I am using hpple to try and grab a torrent description from ThePirateBay. Currently, I'm using this code:

NSString *path = @"//div[@id='content']/div[@id='main-content']/div/div[@id='detailsouterframe']/div[@id='detailsframe']/div[@id='details']/div[@class='nfo']/pre/node()";
NSArray *nodes = [parser searchWithXPathQuery:path];
for (TFHppleElement * element in nodes) {
    NSString *postid = [element content];
    if (postid) {
        [texts appendString:postid];
    }
}

This returns just the plain text, and not any of the URL's for screenshots. Is there anyway to get all links and other tags, not just plain text? The piratebay is fomratted like so:

<pre>
    <a href="http://img689.imageshack.us/img689/8292/itskindofafunnystory201.jpg" rel="nofollow">
    http://img689.imageshack.us/img689/8292/itskindofafunnystory201.jpg</a>
More texts about the file
</pre>

回答1:

That's an easy job and you did it almost correctly!

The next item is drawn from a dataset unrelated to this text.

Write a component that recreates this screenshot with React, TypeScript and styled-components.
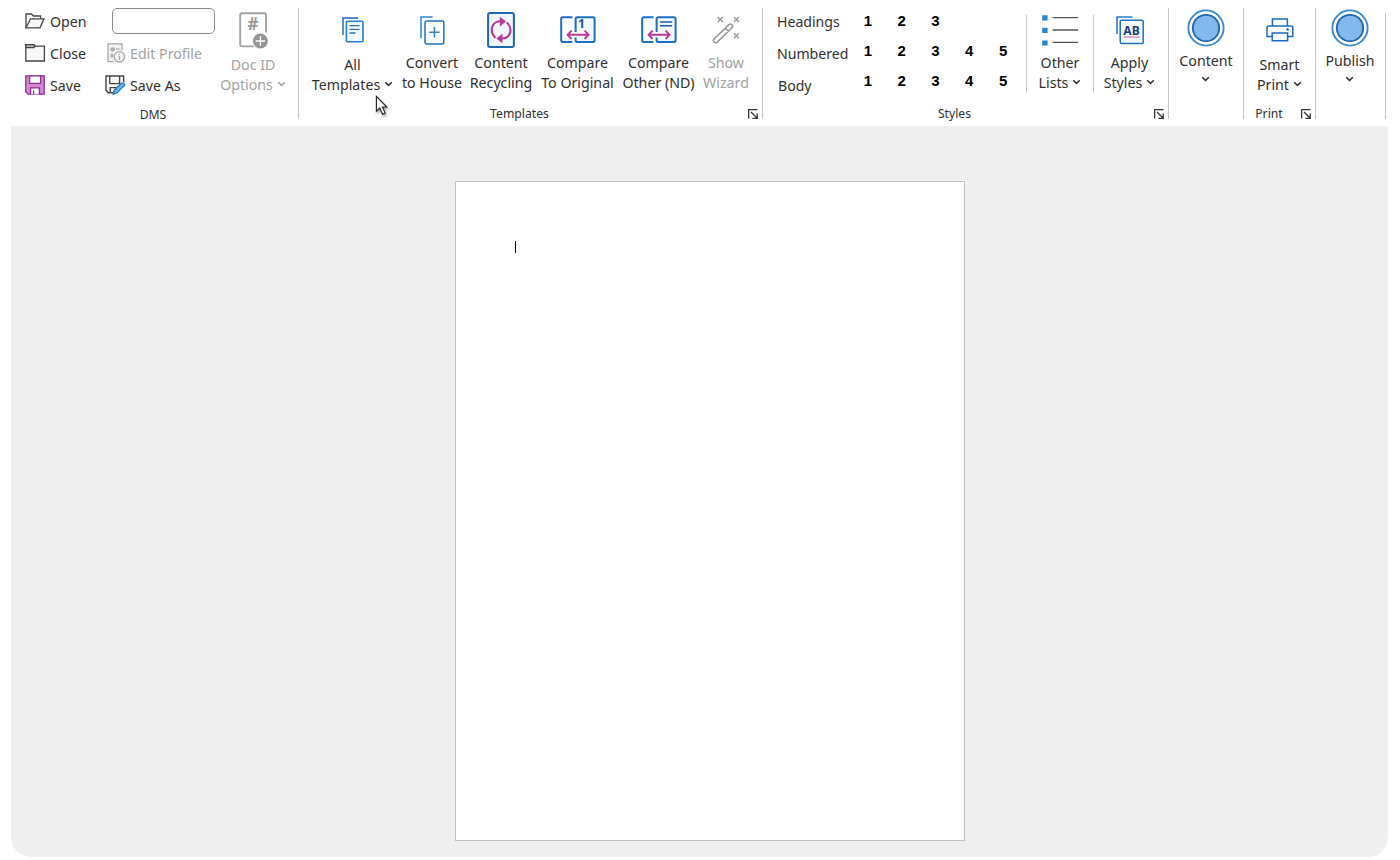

What you want is the content (or an attribute) of the a-tag, so you need to tell the parser that you want it.

Just change your XPath to

@"//div[@id='content']/div[@id='main-content']/div/div[@id='detailsouterframe']/div[@id='detailsframe']/div[@id='details']/div[@class='nfo']/pre/a"

(You missed the a at the very end and you do not need node())

Output:

http://www.imdb.com/title/tt1904996/
http://leetleech.org/images/65823608764828593230.png
http://leetleech.org/images/44748070481477652927.png
http://leetleech.org/images/42024611449329122742.png

If you only want the screenshot URLs you can do something like

NSMutableArray *screenshotURLs = [[NSMutableArray alloc] initWithCapacity:0];
for (int i = 1; i < nodes.count; i++) {
    [screenshotURLs addObject:nodes[i]];
}